Samsara continues Patiño’s interest in the world beyond Galacia, taking it even further. Not only does this film pivot from Laos to Tanzania, but also appears to make a stopover on an entirely different plane of existence. The film allows Patiño to weigh anchor and explore new worlds, and in so doing, his cinematic formalism undergoes several surprising changes. The director leaves behind his earlier style, in a manner analogous to the Buddhist precept of anatman (“non-self”). Samsara is a film about death and rebirth, the endless cycle of life and consciousness. In order to achieve this loose narrativization of the Buddhist belief in circular time, Patiño temporarily assumes three external, preexisting cinematic forms: we could reasonably call them “Apichatpong,” “Sharits,” and “Sissako.”
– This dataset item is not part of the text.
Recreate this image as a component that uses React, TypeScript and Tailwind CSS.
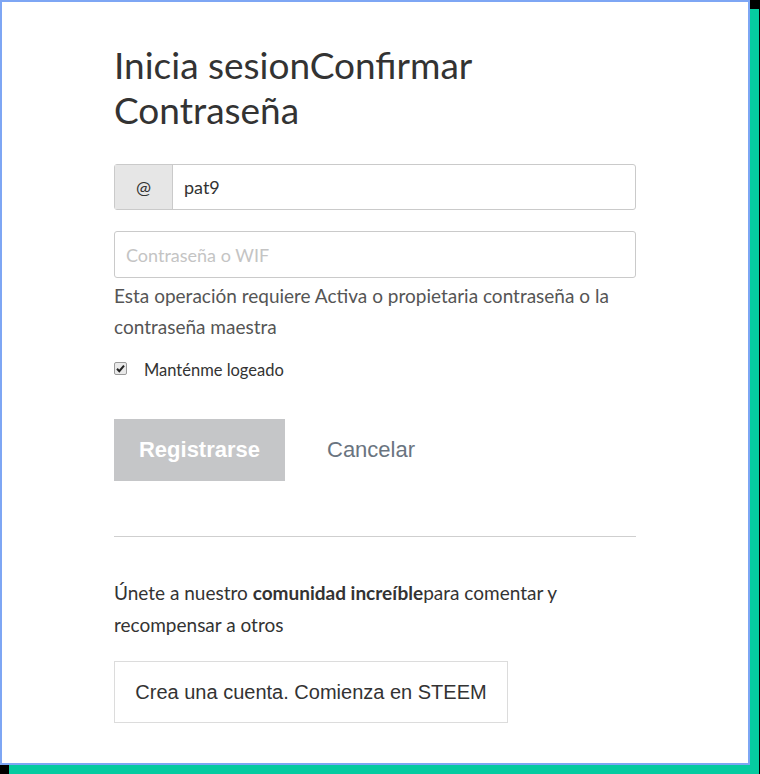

It is a bit of a hoary academic idea that there is nothing new, that there is only postmodern pastiche and upcycling. Samsara achieves something quite different. The film shows Patiño submitting to the requirements of the material (and immaterial) lives before his camera, rather than shaping them in accordance with his own vision. This is rather extraordinary. After all, artistic authorship of any kind relies on a significant presumption: the singularity of the ego. Samsara finds Patiño diving into self-erasure as a uniquely creative gesture, leaping into the aesthetic void. This probably doesn’t jibe with a film business that stakes its claim on the easily identifiable signature style. Samsara remains open to influence, shifting mood, an ability to allow the Other to become indistinguishable from the Self. It calls to mind the old joke about the Buddhist and the hot dog vendor. With Samsara, Patiño truly says, "Make me one with everything.”

Samsara plays at Metrograph Friday, May 31 and Saturday, June 2. The film screened Sunday, March 17, at Museum of the Moving Image as part of First Look 2024.